=== MATERIAL PROVIDED ===
######
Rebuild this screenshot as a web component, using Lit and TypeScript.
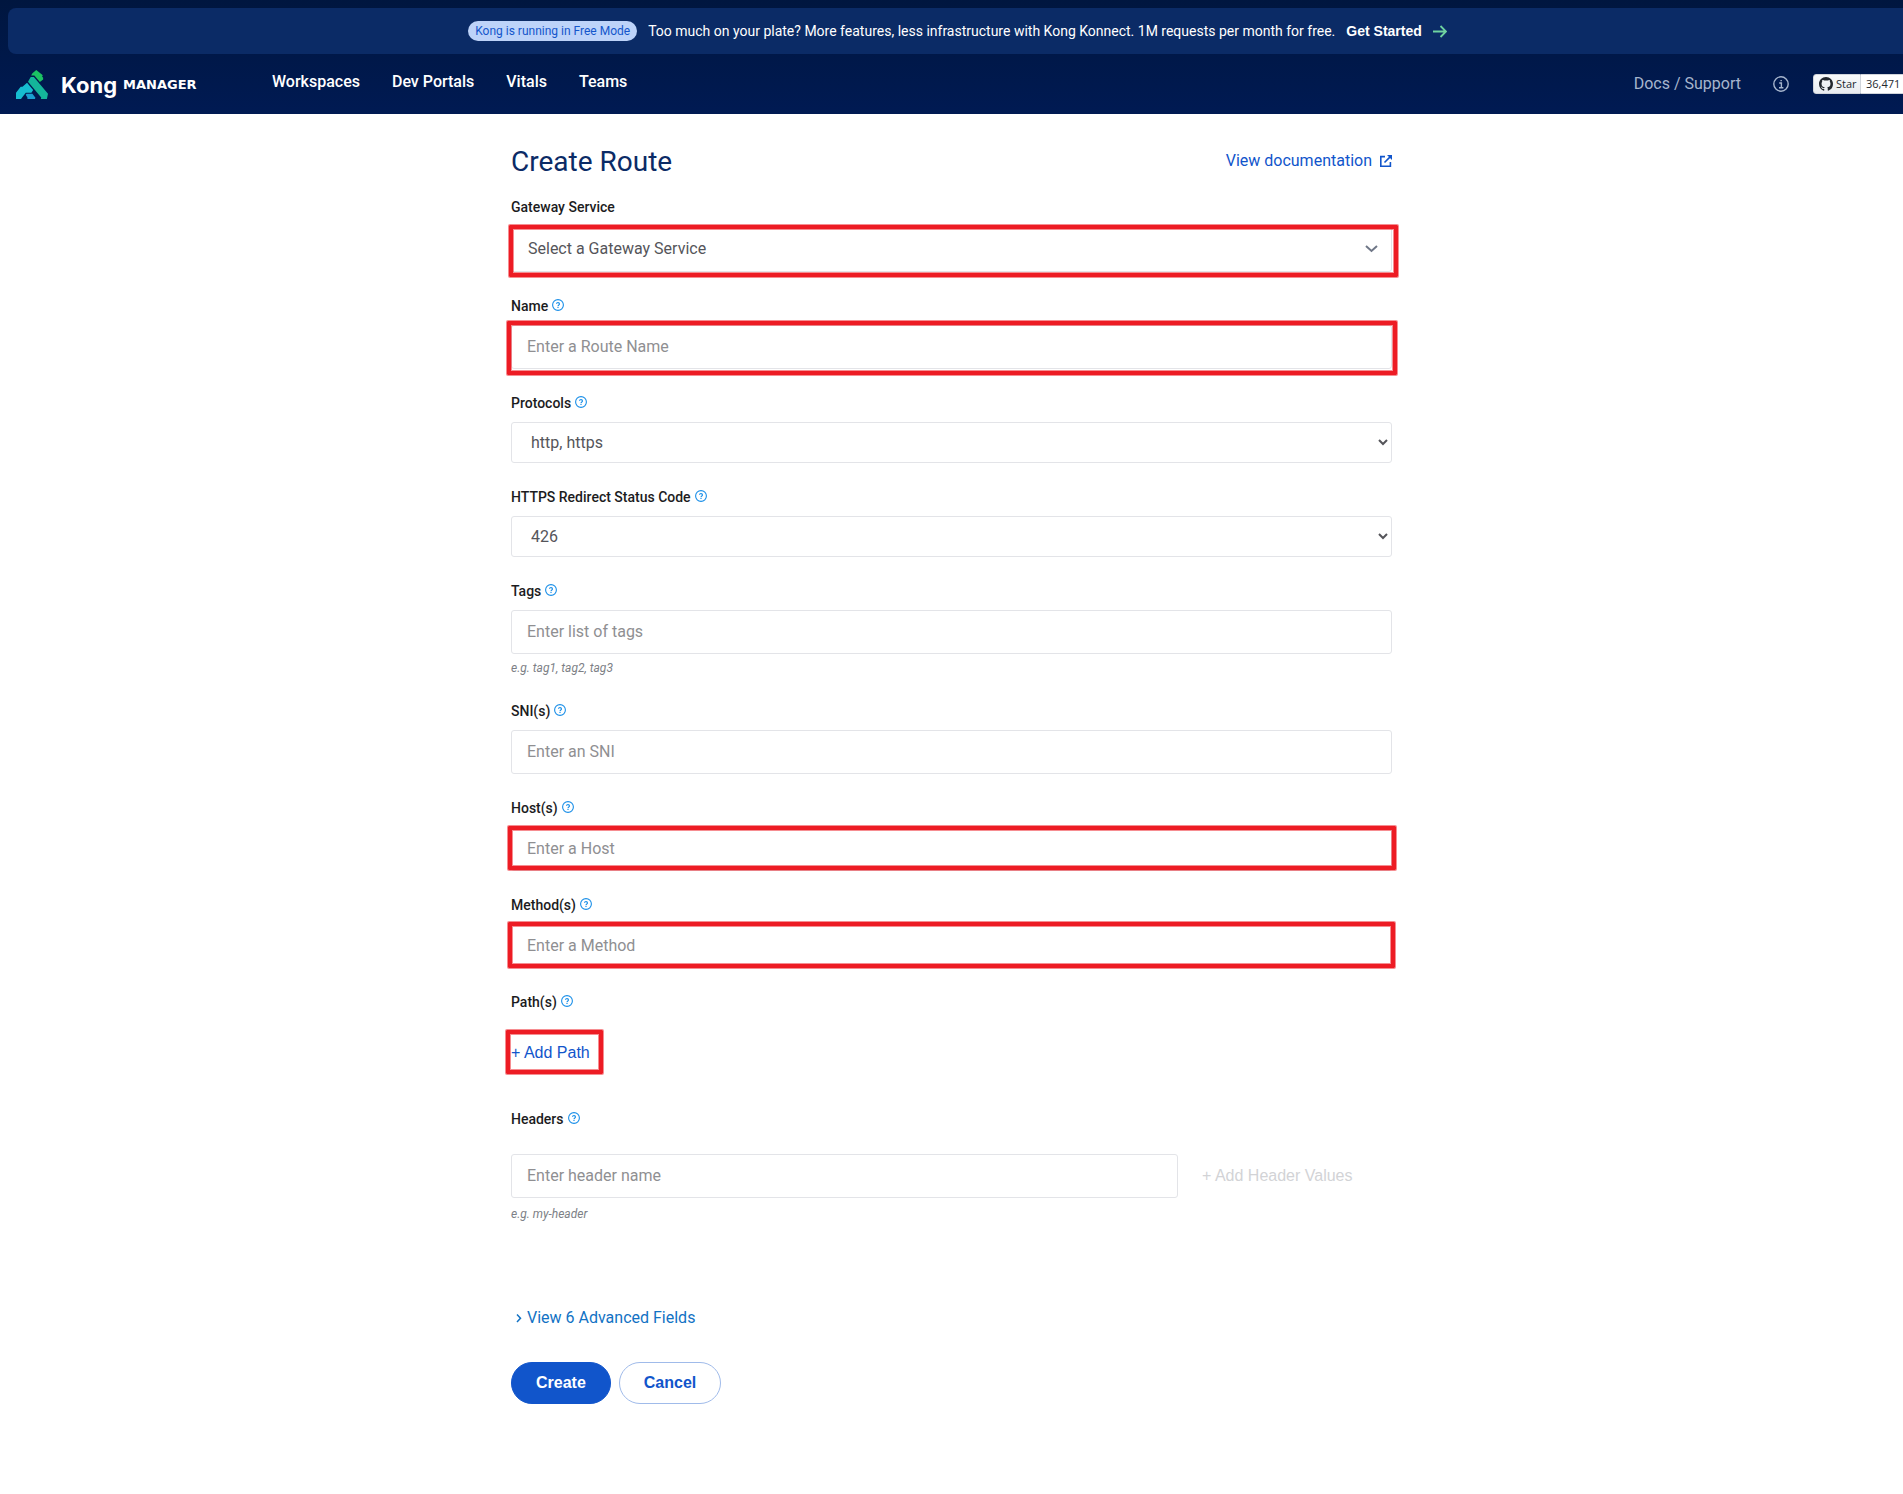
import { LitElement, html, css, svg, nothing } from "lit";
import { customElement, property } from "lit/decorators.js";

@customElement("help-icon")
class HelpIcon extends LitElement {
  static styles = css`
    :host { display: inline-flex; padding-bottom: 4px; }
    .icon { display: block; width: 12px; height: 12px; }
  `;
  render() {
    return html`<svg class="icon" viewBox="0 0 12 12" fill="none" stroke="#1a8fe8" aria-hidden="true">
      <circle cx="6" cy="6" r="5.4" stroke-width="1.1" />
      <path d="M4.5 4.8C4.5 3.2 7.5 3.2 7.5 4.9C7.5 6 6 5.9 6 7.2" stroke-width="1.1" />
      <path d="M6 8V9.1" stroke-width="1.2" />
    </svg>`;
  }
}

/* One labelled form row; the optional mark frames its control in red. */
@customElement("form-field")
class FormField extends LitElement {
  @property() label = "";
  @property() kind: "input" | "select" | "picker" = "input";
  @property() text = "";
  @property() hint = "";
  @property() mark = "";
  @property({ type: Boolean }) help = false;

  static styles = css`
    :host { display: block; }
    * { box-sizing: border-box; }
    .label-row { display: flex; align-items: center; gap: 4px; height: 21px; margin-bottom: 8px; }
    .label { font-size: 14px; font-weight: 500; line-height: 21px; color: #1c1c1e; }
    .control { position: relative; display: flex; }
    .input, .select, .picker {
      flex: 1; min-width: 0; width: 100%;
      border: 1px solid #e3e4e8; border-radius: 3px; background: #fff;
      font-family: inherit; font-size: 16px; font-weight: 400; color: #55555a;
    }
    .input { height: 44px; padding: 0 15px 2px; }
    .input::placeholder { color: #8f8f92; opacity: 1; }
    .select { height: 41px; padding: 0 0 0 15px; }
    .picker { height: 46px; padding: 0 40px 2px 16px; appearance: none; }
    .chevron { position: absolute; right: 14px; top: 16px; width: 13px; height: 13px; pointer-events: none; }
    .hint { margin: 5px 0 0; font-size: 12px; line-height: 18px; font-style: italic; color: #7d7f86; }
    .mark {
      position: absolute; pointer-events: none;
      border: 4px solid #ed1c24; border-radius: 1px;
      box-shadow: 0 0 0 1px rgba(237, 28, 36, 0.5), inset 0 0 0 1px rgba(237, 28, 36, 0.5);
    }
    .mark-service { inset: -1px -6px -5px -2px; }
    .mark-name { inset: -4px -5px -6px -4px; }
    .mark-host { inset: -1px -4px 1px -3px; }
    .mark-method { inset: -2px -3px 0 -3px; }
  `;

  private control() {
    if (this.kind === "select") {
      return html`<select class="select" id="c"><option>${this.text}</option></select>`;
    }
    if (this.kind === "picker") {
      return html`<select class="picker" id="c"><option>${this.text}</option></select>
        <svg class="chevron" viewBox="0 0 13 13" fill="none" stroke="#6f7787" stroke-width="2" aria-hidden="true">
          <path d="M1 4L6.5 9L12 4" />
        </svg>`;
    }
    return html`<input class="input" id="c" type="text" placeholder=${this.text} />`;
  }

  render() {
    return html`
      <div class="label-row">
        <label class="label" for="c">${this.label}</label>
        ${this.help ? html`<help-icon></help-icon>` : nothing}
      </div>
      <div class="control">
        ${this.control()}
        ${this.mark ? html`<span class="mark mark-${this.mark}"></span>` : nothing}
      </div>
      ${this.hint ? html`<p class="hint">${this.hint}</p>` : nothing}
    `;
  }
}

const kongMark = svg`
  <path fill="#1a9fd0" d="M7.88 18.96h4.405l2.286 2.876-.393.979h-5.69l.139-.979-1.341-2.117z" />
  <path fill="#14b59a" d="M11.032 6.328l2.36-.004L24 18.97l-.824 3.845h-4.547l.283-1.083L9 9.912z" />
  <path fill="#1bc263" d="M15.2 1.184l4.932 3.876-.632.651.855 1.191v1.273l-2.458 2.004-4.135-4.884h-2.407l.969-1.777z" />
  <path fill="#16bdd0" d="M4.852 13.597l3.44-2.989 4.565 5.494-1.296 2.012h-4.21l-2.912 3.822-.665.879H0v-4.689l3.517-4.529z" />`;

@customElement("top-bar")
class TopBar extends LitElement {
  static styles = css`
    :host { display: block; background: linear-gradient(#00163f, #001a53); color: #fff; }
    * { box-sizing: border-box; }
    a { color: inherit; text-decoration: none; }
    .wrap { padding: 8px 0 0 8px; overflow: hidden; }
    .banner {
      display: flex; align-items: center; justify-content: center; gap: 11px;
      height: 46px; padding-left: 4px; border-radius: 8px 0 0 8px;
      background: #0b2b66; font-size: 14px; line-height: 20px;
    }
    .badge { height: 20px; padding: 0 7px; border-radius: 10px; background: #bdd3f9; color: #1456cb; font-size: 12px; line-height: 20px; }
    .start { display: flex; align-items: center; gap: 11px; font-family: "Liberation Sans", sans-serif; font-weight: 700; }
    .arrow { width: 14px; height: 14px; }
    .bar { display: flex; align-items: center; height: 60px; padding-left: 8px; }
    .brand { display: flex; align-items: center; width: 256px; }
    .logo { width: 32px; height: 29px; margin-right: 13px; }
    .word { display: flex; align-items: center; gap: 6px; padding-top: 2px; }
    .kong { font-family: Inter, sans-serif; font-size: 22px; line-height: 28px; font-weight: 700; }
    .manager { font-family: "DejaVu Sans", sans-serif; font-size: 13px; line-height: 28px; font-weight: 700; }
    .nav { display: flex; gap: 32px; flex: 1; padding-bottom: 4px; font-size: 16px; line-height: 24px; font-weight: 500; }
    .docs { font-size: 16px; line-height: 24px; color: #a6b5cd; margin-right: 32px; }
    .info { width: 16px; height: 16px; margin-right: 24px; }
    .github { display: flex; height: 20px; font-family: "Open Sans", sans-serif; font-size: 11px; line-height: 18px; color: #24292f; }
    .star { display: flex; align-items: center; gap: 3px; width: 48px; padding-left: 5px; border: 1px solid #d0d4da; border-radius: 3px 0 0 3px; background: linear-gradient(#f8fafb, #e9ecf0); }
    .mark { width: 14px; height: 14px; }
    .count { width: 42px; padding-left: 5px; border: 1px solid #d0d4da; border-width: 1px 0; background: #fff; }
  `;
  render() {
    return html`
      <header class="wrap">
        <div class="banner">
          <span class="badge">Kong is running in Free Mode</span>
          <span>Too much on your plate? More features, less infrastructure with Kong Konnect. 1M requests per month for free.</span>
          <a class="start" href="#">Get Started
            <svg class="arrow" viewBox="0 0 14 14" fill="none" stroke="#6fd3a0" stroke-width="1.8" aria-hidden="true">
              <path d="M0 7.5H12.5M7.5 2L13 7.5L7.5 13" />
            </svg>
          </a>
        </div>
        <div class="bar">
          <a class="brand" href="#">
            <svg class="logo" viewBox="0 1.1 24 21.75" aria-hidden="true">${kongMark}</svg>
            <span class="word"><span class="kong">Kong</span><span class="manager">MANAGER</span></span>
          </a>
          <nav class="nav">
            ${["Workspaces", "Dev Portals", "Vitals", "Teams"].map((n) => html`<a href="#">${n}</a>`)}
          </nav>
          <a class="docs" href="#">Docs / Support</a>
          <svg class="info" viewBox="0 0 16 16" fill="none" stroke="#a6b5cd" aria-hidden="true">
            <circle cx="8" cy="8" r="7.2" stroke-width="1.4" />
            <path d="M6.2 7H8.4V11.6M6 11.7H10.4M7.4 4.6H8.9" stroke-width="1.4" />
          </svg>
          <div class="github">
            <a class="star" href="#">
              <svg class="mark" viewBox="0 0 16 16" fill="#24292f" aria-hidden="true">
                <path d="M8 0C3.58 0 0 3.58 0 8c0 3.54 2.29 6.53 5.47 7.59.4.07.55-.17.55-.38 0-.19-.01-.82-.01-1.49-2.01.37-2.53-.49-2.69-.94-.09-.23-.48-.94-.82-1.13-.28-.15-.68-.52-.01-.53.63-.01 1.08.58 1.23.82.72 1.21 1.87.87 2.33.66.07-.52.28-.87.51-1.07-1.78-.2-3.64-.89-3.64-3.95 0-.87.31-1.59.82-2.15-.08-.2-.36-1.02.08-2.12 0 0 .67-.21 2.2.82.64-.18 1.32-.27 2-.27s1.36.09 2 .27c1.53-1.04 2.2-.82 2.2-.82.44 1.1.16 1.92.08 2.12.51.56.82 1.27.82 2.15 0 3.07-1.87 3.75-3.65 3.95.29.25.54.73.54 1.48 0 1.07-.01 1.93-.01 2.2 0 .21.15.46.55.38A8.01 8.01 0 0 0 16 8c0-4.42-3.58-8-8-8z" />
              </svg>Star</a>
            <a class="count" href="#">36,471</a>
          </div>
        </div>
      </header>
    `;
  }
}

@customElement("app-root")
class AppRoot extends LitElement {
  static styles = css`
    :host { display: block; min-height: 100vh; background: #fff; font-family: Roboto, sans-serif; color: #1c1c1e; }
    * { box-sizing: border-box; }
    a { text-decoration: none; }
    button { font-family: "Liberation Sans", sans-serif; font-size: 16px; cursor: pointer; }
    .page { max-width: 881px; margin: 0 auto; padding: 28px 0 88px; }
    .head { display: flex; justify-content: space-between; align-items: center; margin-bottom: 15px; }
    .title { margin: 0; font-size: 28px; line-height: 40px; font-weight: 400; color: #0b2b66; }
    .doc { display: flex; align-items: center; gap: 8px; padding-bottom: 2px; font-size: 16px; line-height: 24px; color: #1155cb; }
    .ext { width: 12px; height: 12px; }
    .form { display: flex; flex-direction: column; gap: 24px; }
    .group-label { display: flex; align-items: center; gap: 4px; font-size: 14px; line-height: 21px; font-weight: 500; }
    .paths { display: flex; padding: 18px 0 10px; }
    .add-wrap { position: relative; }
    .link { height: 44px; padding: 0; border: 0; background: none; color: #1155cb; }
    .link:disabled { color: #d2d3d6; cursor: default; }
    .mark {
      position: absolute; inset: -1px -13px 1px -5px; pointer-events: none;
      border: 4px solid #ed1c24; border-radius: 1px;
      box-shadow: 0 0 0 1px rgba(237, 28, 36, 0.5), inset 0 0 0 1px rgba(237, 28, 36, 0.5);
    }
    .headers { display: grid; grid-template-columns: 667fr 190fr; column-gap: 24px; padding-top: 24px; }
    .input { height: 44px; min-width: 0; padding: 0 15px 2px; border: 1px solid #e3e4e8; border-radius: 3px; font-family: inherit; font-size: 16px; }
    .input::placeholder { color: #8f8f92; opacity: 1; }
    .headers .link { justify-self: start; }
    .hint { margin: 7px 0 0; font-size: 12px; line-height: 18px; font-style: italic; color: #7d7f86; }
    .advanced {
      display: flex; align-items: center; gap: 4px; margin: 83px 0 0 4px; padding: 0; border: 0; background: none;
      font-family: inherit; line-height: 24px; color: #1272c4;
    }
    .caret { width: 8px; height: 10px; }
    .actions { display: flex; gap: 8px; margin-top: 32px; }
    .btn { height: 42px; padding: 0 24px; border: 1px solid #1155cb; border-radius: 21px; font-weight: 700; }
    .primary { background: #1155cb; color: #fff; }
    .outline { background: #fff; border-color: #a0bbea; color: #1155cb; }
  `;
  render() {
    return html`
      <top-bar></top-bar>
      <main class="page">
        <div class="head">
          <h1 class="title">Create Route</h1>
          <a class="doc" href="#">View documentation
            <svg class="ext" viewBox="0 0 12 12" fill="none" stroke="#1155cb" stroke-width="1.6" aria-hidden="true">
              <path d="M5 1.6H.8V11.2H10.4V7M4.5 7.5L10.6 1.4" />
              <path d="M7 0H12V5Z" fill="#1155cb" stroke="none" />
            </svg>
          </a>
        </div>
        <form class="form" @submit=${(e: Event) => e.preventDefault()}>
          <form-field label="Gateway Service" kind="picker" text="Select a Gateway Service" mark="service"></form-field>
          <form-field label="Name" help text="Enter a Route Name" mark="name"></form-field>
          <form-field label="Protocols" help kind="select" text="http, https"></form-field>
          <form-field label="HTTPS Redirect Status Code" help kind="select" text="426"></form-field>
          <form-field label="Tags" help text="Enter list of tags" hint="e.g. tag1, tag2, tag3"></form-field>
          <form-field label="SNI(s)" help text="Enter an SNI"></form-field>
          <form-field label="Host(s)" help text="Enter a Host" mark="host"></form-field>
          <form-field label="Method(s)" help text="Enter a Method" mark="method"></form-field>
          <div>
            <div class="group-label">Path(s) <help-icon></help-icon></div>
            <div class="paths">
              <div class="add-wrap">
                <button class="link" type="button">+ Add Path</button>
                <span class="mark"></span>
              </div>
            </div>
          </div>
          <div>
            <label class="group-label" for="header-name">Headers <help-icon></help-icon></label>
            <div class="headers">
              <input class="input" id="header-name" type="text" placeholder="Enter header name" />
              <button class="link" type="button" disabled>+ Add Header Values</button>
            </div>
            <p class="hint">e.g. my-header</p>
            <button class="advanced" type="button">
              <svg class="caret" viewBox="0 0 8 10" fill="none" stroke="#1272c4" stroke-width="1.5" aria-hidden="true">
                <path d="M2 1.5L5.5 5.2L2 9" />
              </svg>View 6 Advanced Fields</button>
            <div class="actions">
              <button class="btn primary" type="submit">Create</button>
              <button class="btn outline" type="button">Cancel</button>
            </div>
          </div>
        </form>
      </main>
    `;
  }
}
######
=== GIVEN EXERCISE ===
From the top of the listing above, repeat each line exactly until you reach the line containing "help = false;", and repeat that one too. Leave the pictures out.

=== EXERCISE RESPONSE ===
Rebuild this screenshot as a web component, using Lit and TypeScript.
import { LitElement, html, css, svg, nothing } from "lit";
import { customElement, property } from "lit/decorators.js";

@customElement("help-icon")
class HelpIcon extends LitElement {
  static styles = css`
    :host { display: inline-flex; padding-bottom: 4px; }
    .icon { display: block; width: 12px; height: 12px; }
  `;
  render() {
    return html`<svg class="icon" viewBox="0 0 12 12" fill="none" stroke="#1a8fe8" aria-hidden="true">
      <circle cx="6" cy="6" r="5.4" stroke-width="1.1" />
      <path d="M4.5 4.8C4.5 3.2 7.5 3.2 7.5 4.9C7.5 6 6 5.9 6 7.2" stroke-width="1.1" />
      <path d="M6 8V9.1" stroke-width="1.2" />
    </svg>`;
  }
}

/* One labelled form row; the optional mark frames its control in red. */
@customElement("form-field")
class FormField extends LitElement {
  @property() label = "";
  @property() kind: "input" | "select" | "picker" = "input";
  @property() text = "";
  @property() hint = "";
  @property() mark = "";
  @property({ type: Boolean }) help = false;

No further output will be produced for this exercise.